> Provided data:
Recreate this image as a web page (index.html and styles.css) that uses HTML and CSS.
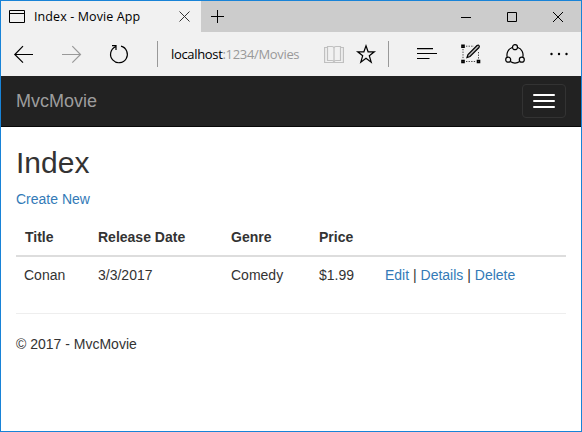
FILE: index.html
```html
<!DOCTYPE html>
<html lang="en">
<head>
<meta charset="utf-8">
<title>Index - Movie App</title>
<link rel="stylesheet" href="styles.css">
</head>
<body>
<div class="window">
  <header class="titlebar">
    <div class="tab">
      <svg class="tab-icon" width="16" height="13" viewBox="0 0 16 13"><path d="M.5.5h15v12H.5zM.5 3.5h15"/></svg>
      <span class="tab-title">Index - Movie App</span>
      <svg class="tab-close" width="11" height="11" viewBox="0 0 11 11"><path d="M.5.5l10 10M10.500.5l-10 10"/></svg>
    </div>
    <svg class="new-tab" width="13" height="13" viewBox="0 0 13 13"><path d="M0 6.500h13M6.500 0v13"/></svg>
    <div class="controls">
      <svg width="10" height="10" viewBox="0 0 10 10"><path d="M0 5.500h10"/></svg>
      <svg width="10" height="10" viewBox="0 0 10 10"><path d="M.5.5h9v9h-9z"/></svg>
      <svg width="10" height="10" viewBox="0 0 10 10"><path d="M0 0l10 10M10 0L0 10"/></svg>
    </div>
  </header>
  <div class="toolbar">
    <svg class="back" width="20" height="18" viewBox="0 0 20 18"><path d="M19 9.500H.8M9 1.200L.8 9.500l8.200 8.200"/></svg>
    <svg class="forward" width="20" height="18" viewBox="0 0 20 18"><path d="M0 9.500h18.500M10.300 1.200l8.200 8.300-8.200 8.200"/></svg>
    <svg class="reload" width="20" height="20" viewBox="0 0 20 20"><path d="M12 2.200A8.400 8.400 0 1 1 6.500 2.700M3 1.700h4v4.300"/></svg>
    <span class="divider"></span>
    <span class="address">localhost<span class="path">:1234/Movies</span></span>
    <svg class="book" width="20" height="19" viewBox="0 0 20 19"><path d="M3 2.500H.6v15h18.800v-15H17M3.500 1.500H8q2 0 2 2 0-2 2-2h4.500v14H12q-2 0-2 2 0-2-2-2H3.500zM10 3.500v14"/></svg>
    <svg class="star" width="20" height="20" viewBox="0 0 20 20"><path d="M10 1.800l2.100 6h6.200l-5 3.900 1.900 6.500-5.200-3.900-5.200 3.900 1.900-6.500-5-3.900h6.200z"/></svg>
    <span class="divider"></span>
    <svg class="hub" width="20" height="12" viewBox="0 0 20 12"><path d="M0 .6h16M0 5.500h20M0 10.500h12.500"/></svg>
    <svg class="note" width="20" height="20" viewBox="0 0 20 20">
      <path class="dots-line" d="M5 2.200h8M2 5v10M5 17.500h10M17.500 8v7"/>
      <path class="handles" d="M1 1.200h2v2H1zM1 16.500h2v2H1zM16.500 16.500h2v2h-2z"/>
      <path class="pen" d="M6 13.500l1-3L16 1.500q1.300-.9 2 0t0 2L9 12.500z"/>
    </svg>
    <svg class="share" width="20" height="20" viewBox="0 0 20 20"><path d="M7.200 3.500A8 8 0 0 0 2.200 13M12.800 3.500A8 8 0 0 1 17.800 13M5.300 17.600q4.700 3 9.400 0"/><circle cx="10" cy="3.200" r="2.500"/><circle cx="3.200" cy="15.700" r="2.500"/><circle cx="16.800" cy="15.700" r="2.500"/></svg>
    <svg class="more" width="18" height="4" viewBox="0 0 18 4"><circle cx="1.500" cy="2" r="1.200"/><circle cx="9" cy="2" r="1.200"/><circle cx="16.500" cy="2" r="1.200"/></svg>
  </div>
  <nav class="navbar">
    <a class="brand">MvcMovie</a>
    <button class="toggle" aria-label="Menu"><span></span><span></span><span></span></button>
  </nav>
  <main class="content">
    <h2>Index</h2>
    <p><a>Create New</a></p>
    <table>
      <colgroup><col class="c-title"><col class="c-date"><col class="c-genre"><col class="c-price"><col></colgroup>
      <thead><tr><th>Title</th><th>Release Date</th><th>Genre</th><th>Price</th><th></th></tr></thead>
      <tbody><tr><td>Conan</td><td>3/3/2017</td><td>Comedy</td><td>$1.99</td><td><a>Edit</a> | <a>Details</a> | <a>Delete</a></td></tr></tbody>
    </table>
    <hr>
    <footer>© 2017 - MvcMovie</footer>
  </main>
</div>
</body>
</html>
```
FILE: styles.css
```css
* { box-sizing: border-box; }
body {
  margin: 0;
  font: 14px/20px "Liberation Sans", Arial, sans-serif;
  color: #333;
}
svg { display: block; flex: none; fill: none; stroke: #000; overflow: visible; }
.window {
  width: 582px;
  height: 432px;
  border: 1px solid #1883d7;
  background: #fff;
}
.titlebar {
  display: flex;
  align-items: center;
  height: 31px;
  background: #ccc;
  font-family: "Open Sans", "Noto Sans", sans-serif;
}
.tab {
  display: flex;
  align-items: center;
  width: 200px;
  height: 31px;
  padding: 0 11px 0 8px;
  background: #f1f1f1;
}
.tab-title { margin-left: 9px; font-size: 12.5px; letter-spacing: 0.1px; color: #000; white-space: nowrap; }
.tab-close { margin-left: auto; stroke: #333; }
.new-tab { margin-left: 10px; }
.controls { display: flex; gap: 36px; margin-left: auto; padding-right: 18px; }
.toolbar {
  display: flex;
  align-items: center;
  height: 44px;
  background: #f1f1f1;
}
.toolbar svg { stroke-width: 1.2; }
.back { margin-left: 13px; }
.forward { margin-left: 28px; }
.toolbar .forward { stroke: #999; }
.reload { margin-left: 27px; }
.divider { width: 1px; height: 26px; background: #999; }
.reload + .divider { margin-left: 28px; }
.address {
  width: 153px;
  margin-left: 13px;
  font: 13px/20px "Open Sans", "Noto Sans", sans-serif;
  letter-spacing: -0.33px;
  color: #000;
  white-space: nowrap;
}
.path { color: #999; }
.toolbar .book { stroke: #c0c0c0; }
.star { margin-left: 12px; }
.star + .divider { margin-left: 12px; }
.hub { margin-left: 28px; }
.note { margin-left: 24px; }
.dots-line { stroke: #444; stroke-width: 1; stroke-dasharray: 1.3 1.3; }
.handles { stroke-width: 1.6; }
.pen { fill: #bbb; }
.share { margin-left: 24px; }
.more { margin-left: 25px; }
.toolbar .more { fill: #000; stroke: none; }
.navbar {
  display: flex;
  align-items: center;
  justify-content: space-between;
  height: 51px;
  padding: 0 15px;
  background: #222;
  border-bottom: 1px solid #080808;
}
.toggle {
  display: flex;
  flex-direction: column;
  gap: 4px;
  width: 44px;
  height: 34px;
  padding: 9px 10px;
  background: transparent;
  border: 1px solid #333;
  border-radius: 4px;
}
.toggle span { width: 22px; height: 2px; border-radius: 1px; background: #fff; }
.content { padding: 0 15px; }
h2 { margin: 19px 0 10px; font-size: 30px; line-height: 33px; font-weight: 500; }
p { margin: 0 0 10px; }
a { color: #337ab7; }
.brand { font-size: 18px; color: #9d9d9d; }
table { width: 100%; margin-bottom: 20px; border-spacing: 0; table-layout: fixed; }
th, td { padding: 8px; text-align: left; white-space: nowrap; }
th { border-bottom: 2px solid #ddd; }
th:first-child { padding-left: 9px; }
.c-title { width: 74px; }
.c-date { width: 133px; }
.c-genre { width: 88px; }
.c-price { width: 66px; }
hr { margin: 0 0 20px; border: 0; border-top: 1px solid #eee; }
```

> Prompt: Reproduce every line of the listing above in which the string "styles" appears.

> Exercise answer:
Recreate this image as a web page (index.html and styles.css) that uses HTML and CSS.
<link rel="stylesheet" href="styles.css">
FILE: styles.css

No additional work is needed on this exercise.